--- Dataset excerpt ---
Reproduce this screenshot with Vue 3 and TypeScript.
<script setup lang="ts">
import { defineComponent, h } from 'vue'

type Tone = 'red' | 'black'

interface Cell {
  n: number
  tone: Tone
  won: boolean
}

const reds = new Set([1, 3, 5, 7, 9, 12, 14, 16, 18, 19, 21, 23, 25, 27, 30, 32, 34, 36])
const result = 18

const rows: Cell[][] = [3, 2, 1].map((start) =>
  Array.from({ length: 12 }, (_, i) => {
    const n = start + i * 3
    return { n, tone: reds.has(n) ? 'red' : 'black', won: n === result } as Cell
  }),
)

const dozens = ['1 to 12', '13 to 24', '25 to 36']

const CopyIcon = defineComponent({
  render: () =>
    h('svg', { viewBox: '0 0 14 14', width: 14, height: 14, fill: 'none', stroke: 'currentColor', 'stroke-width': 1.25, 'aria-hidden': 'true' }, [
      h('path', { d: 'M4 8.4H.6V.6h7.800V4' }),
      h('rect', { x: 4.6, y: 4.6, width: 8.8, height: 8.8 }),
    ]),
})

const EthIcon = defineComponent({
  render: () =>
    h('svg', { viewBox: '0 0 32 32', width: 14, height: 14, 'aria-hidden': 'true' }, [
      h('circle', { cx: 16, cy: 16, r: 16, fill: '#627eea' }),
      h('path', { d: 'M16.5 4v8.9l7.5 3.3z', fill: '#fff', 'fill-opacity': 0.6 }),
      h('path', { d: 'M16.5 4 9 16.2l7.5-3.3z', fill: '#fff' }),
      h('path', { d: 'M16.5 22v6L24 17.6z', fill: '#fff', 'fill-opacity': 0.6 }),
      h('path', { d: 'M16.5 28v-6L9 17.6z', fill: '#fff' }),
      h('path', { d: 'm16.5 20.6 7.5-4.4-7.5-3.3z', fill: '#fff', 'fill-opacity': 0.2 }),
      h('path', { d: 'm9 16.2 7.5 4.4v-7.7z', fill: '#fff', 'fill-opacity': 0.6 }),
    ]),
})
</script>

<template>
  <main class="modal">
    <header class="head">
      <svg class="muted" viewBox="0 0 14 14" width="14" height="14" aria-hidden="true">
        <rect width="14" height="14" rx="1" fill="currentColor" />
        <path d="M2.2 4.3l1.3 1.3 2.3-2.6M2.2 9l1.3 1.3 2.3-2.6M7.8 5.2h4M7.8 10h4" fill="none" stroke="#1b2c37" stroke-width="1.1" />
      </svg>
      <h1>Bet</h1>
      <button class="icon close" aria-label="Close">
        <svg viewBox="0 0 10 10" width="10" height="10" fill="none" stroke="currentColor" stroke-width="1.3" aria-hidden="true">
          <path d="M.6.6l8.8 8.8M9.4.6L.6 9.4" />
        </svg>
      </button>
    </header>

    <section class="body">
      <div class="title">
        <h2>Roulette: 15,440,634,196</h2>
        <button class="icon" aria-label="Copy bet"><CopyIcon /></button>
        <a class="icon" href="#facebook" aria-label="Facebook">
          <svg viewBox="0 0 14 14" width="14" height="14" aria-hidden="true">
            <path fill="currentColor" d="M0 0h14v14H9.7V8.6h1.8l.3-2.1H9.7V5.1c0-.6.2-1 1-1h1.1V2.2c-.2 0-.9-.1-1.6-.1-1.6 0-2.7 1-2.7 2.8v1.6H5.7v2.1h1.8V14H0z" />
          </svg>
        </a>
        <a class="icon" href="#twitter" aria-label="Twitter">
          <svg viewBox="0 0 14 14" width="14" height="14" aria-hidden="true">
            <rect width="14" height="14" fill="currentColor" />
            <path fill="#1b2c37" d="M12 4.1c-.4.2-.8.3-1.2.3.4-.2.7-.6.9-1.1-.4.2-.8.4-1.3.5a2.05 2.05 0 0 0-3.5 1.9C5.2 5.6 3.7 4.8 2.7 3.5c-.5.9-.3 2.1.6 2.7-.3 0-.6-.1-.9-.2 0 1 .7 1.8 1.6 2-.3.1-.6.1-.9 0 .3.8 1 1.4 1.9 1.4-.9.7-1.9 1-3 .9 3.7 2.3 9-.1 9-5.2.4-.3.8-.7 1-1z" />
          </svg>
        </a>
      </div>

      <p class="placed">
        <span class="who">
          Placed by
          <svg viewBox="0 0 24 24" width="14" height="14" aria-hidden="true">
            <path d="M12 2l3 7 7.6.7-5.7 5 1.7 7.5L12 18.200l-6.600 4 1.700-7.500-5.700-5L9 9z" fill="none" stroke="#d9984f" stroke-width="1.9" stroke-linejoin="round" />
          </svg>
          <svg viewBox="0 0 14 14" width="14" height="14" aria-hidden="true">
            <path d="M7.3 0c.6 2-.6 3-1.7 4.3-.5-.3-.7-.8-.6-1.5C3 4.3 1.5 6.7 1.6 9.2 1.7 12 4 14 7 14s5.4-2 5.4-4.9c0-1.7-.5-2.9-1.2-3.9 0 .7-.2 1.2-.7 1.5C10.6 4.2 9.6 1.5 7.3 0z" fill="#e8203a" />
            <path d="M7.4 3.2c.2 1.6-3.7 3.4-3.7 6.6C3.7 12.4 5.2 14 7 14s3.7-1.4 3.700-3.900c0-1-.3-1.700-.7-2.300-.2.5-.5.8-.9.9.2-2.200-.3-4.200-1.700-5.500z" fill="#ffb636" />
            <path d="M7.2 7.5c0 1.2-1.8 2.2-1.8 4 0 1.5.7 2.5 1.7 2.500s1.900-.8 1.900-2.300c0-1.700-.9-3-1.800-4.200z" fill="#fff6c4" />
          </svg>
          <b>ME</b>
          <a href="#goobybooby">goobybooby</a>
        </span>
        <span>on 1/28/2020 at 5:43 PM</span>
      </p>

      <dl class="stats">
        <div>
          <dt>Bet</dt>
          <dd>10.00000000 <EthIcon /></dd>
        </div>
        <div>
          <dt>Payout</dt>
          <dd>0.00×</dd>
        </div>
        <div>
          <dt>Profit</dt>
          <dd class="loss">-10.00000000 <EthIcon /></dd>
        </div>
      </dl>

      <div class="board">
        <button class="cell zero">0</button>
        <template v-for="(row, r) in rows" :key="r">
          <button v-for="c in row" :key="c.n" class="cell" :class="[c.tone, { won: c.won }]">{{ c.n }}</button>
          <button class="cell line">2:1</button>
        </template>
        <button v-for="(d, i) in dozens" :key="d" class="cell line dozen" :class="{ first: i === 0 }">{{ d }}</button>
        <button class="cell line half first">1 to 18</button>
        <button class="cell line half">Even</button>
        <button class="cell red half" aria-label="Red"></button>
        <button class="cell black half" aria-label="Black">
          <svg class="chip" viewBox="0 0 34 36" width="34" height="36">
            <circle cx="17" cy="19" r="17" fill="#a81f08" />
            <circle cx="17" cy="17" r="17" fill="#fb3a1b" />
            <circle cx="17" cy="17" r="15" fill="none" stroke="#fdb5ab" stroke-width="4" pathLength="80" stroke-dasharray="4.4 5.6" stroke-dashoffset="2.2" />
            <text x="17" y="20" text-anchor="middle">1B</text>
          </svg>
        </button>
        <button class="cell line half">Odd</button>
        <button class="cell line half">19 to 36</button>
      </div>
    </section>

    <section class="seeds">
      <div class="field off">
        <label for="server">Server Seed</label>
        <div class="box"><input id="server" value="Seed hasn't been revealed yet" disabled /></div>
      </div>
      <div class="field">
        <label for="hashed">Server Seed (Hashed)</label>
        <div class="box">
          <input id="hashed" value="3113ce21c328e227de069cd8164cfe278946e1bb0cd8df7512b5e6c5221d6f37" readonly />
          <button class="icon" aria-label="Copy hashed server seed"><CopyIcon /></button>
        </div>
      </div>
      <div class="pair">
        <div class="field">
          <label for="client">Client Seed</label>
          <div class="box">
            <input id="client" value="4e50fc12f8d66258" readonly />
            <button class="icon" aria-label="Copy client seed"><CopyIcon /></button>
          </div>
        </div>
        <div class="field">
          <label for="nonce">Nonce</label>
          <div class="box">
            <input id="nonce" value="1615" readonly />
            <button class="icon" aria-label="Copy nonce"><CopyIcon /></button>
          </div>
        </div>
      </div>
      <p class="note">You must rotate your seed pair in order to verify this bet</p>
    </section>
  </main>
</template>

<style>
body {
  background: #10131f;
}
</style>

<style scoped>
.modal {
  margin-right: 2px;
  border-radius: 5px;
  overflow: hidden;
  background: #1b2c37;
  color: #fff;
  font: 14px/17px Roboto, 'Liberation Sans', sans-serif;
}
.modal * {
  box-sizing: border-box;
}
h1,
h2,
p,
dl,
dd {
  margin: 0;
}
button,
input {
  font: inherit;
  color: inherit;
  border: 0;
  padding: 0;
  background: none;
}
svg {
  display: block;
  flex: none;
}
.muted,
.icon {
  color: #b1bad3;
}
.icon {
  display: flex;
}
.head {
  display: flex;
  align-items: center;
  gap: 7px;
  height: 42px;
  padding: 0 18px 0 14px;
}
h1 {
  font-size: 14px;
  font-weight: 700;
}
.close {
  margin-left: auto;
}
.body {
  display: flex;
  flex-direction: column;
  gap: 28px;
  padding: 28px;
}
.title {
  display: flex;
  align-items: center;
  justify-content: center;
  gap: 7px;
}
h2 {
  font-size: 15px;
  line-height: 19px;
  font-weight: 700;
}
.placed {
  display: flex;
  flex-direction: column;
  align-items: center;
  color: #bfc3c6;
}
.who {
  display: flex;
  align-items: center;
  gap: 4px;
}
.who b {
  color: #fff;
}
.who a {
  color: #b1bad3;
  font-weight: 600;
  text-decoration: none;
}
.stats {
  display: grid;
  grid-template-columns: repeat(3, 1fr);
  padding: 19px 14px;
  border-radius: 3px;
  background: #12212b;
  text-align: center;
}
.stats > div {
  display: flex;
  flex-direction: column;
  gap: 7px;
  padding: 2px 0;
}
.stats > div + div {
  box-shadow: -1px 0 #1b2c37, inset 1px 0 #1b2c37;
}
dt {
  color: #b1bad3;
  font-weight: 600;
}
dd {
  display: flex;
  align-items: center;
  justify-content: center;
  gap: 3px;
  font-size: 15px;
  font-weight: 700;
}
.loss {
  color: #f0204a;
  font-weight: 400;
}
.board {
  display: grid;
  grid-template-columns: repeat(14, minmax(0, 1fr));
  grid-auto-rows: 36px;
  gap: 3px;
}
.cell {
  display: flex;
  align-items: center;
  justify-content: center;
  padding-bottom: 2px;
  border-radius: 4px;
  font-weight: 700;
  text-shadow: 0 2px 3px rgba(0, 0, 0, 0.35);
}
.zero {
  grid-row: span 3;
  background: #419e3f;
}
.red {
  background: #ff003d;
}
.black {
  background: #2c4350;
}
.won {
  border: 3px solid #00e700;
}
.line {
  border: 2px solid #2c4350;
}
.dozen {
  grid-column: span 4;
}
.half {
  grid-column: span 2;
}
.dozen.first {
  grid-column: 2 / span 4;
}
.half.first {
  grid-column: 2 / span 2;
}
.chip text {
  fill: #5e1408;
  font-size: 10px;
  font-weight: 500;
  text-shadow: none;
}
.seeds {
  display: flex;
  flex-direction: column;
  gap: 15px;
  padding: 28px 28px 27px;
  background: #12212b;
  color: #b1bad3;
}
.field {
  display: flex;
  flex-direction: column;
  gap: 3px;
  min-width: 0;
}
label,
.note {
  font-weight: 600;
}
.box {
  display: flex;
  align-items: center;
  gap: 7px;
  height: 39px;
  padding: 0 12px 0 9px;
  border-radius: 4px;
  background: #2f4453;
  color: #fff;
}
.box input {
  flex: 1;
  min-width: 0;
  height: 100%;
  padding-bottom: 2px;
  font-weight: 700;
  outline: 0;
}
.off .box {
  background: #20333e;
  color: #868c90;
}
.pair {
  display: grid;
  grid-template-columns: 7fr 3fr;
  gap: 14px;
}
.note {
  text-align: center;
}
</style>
---
Print only the lines that run from the start of the listing to the line bearing "const result = 18"; please keep the first line and that last one, exactly as they appear.

Reproduce this screenshot with Vue 3 and TypeScript.
<script setup lang="ts">
import { defineComponent, h } from 'vue'

type Tone = 'red' | 'black'

interface Cell {
  n: number
  tone: Tone
  won: boolean
}

const reds = new Set([1, 3, 5, 7, 9, 12, 14, 16, 18, 19, 21, 23, 25, 27, 30, 32, 34, 36])
const result = 18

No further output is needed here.